GRIP AND SWING
One of the earliest and most continuously popular types of golf publication is the instructional book or manual. Golf places such great pressures on individual performance and expertise that golfers have a nearly insatiable need for advice and counsel on the basic mechanics of grip, stance, address, swing, and follow-through.
William Park, Jr., son of the first British Open champion and himself twice the winner of the Open, published the first instructional book. to be written by a golf professional, The Game of Golf (1896). Park's book utilized beautifully detailed illustrations of a golfer in the act of swinging to demonstrate the ideal arc-shaped path of the club. By the 1920s golf instruction books were using stick figures, diagrams and charts, background and foreground grids, half-tone photographs of swings or body details, posed shots of proper or improper positions, and cartoon drawings to make their points. These books appeared as the leading golfers of the day such as Johnny Laidlay, Henry Vardon, and Bobby Jones were rethinking the ideal grip and swing. Some golf authorities, following Vardon's lead, also felt that wearing a jacket or other moderately restrictive clothing helped maintain a good, repetitive pattern while swinging.
Just as there have been many varied approaches to grip and swing, publishers of golf books have continued to experiment with new ways of presenting information to their readers. Gene Sarazen's From Tee to Cup by the Four Masters (1937) included pages edged by reproductions of movie film showing swings with different clubs. Robert H. K. Browning in Golf with Seven Clubs (1956) used time-lapse photography to demonstrate the perfect arc swing. Edward Acree, Charles Bassler, and Nevin H. Gibson, among other writers, relied on shoe outlines to indicate the proper placement of feet.

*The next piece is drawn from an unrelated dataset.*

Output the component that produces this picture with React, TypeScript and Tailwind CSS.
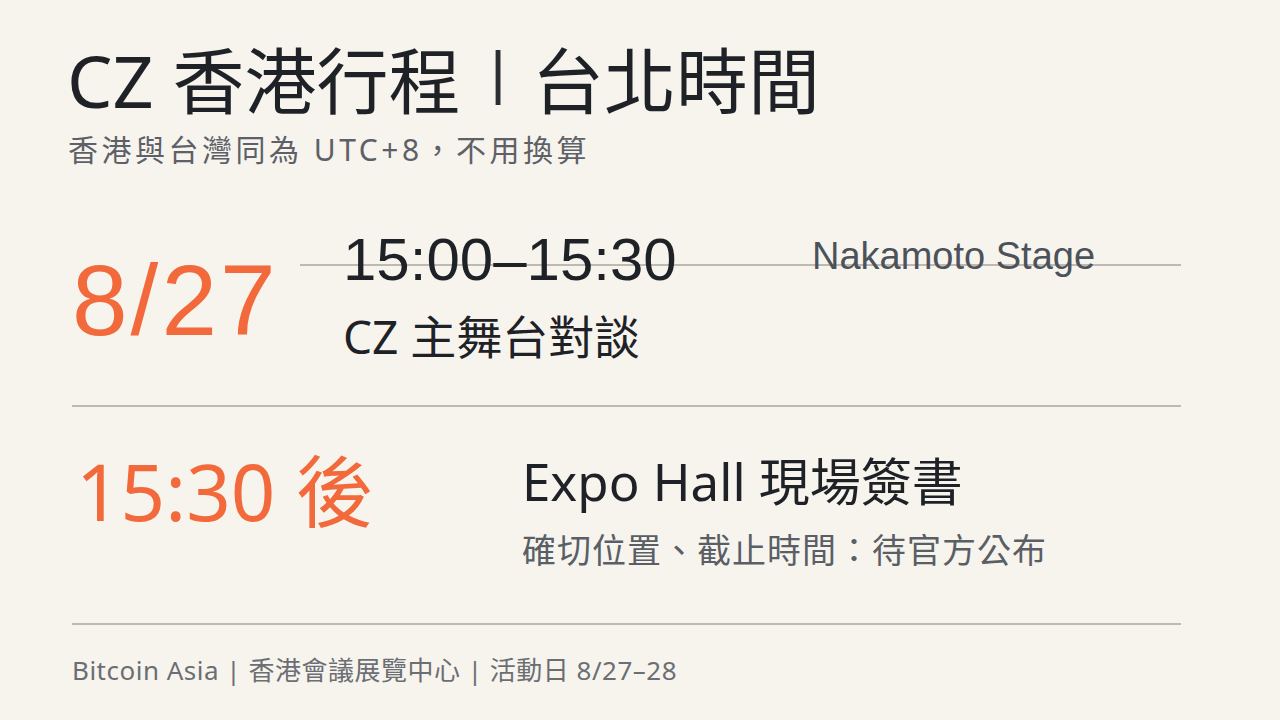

More recently, golf instruction has moved away from a reliance on books alone and found ways to integrate printed text with newer technologies. Instruction books like Robert Winthrop Adams' Timing Your Golf Swing (1957) came with a 45-rpm record to accompany home practice sessions. Jack Nicklaus, among other leading names in golf, entered the lucrative market for instructional videotapes with ventures such as his introduction to Volume One of the Bobby Jones Instructional Series, "The Full Swing." And today, golfers are increasingly turning to electronic sources on golf as current news and information about the game are disseminated on the World Wide Web.